On Friday, Oct. 4, Macalester’s Board of Trustees, the body charged with managing the school’s endowment, will meet to vote on a proposal of divestment from these corporations. I urge you, the reader, to support this proposal.

When Macalester divests, it will withdraw its financial holdings in producers of fossil fuels.  In doing so, Macalester would prove to its community, as well as to the world, that it is truly taking its mission of sustainability seriously. This gesture would be more than symbolic. Divestment campaigns in colleges across the country have grown more successful as these movements themselves have grown in number, leading to millions of dollars divested from fossil fuel giants. Divestment has sparked a dialogue about the role the fossil fuel industry plays in the health of our world, and Macalester should passionately join that conversation.

Would divestment prove a risk to Macalester’s finances? No, it would not injure or destabilize our endowment. Macalester’s endowment tops $700 million, and roughly five percent of that loss would not negatively impact anything the endowment helps to fund. And, the elephant in the room here, financial aid, would remain untouched by a successful divestment campaign.

Let’s assume the board of trustees does the right thing and divests from fossil fuels. What’s next? How can Macalester reset its endowment to be future-oriented and also engage in a global discussion of environmental stewardship and sustainability? The Macalester community should join those calling for divestment in suggesting that Macalester invest in a more stable market: alternative or green energies. This industry is rapidly growing, not to mention better for the environment than greenhouse gas-emitting fossil fuels. At the same time that the alternative energy industry becomes a better investment, the fossil fuel industry rapidly destabilizes. Just think of the events of the past weeks: a drone strike in Saudi Arabia caused that country to cut half of its oil production. That’s 10 percent of the global supply of oil, right there, gone. Clearly, Macalester has chosen to invest in a deeply unstable market. It doesn’t have to be this way.
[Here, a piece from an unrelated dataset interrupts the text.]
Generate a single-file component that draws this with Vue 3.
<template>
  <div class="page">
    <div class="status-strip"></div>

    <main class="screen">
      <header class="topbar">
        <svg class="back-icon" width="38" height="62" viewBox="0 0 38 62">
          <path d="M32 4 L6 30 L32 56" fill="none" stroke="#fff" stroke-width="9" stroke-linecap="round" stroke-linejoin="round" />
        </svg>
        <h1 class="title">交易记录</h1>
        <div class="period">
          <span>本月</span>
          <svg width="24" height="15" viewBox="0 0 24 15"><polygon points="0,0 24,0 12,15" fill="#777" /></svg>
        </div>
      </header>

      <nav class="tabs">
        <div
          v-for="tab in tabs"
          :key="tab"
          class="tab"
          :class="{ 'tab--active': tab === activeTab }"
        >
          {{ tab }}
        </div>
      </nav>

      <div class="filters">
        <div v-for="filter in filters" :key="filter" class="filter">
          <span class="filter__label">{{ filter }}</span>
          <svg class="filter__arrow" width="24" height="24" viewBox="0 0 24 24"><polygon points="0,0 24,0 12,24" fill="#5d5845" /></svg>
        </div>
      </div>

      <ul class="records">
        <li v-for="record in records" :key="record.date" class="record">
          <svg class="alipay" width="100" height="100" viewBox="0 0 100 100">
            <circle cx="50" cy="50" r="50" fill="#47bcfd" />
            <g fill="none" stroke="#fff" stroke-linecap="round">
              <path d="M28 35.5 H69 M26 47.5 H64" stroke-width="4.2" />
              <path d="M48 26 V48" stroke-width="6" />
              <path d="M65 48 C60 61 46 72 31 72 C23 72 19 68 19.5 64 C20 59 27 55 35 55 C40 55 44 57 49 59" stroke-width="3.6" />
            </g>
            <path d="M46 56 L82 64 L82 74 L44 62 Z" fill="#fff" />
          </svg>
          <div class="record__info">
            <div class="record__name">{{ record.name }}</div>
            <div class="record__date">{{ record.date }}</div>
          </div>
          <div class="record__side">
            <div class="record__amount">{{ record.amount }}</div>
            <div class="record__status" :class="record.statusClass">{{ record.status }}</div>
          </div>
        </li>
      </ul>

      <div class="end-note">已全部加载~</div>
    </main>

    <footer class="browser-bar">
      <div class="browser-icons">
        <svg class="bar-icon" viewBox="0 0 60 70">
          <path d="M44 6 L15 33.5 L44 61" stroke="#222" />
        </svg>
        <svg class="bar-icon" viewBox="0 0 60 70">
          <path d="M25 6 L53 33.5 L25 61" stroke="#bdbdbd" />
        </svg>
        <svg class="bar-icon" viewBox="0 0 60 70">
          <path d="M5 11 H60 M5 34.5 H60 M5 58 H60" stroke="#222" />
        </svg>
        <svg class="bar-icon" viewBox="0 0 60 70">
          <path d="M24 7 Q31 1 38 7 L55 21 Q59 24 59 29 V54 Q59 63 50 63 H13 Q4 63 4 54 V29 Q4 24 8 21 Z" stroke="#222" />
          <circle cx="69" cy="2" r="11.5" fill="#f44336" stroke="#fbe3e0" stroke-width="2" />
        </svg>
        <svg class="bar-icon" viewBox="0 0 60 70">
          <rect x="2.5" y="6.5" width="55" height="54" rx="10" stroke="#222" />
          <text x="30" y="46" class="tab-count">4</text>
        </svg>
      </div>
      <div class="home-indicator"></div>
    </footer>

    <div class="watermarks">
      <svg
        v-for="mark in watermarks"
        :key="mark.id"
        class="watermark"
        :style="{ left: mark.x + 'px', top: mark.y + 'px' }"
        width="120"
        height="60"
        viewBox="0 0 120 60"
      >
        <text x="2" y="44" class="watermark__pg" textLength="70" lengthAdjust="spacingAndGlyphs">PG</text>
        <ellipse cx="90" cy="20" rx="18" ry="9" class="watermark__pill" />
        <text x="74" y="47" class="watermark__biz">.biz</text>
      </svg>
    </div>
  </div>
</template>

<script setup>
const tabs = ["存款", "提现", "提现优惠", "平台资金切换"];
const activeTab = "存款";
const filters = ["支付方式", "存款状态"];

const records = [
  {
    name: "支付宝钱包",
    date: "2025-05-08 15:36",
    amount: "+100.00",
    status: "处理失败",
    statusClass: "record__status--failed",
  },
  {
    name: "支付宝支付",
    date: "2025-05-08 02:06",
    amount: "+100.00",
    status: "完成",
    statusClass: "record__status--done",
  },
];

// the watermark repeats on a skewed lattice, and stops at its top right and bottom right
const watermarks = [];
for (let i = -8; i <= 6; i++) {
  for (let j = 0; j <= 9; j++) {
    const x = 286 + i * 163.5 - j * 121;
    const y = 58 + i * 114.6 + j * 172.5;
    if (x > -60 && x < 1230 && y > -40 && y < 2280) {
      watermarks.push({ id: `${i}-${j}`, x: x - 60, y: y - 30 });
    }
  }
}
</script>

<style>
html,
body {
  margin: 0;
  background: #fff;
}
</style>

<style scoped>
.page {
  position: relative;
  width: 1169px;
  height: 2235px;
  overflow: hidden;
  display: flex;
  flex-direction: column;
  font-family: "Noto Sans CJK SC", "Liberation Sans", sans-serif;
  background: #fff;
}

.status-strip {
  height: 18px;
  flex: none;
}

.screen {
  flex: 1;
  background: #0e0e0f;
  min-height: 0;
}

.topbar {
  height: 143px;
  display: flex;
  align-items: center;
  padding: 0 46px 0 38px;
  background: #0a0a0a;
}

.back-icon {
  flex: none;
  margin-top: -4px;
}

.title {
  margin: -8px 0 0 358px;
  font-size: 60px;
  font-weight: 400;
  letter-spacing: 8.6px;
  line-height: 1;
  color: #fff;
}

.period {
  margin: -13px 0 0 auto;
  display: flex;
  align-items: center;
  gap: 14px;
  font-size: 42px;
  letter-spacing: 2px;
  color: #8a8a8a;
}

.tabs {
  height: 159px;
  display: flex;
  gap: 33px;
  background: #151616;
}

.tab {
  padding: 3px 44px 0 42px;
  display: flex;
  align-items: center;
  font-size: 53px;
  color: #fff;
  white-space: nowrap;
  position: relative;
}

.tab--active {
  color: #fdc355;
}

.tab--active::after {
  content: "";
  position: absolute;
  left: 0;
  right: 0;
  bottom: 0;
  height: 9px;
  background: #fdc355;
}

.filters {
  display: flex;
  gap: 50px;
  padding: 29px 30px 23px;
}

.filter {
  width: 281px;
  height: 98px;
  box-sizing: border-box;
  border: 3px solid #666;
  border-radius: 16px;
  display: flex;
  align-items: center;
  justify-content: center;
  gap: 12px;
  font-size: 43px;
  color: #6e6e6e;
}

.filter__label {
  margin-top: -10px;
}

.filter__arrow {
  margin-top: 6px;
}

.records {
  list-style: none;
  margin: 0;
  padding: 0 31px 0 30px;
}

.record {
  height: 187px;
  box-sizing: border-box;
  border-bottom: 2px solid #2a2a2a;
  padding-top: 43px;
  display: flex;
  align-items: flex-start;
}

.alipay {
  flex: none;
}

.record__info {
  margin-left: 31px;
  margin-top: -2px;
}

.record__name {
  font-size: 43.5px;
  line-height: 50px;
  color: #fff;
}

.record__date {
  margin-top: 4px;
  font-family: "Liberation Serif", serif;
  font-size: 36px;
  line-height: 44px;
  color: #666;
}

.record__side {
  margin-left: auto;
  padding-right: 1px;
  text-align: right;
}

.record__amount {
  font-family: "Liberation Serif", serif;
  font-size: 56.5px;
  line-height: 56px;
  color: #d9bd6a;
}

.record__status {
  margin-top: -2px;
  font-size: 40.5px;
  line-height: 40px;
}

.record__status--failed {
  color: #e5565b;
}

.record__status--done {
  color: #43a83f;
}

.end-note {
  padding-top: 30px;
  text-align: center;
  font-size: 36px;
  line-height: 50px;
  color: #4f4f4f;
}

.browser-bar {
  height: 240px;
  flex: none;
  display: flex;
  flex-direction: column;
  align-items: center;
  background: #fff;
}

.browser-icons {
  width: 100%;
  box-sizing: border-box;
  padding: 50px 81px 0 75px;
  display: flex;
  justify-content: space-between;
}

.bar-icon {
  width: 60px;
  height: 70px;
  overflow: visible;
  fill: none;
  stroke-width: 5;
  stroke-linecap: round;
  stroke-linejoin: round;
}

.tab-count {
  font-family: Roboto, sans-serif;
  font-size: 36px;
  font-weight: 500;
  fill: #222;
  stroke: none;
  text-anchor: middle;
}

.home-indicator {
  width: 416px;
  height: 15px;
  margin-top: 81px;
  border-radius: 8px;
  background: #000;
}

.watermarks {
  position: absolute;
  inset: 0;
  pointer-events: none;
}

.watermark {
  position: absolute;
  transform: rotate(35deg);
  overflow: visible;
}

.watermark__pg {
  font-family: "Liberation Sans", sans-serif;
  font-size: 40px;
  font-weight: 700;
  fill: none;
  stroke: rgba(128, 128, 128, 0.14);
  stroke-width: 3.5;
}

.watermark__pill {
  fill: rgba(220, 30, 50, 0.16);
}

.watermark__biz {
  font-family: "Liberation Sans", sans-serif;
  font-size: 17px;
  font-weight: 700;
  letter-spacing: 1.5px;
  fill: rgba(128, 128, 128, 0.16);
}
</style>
The call for divestment here on campus is not a new one. Since 2013, Fossil Free Mac, a student-led organization, has been fighting tooth-and-nail for divestment. Six years of work have led to the board finally deciding the future of our school’s investments — but they need your help for the final push. Next Friday, on the day the board will vote, Fossil Free Mac will be having a sit-in at the meeting as a final reminder to these individuals that our school’s finances are meaningful. They define our community and the role it wants to play in fighting for a green future. These finances should be representative of the student body, those who Macalester is meant for. Last semester, in a referendum where 48 percent of the student body cast a ballot, 96 percent of respondents indicated support for divestment. Anything other than divestment is a slap in the face of a huge majority of Macalester students. It’s that message, and everything else enumerated above, that Fossil Free Mac will be hitting home as they host their sit-in.

They can’t do this without your help. If the entire Macalester community converges at this pivotal moment and asks for divestment, it will be incredibly hard for the board of trustees to refuse us. All we ask is for a little bit of your time. Your time, your presence can literally decide Macalester’s future, and the role it plays in all of our fates. If you want Macalester to stand up for you and the college’s proclaimed values, then please, support the sit-in — support divestment.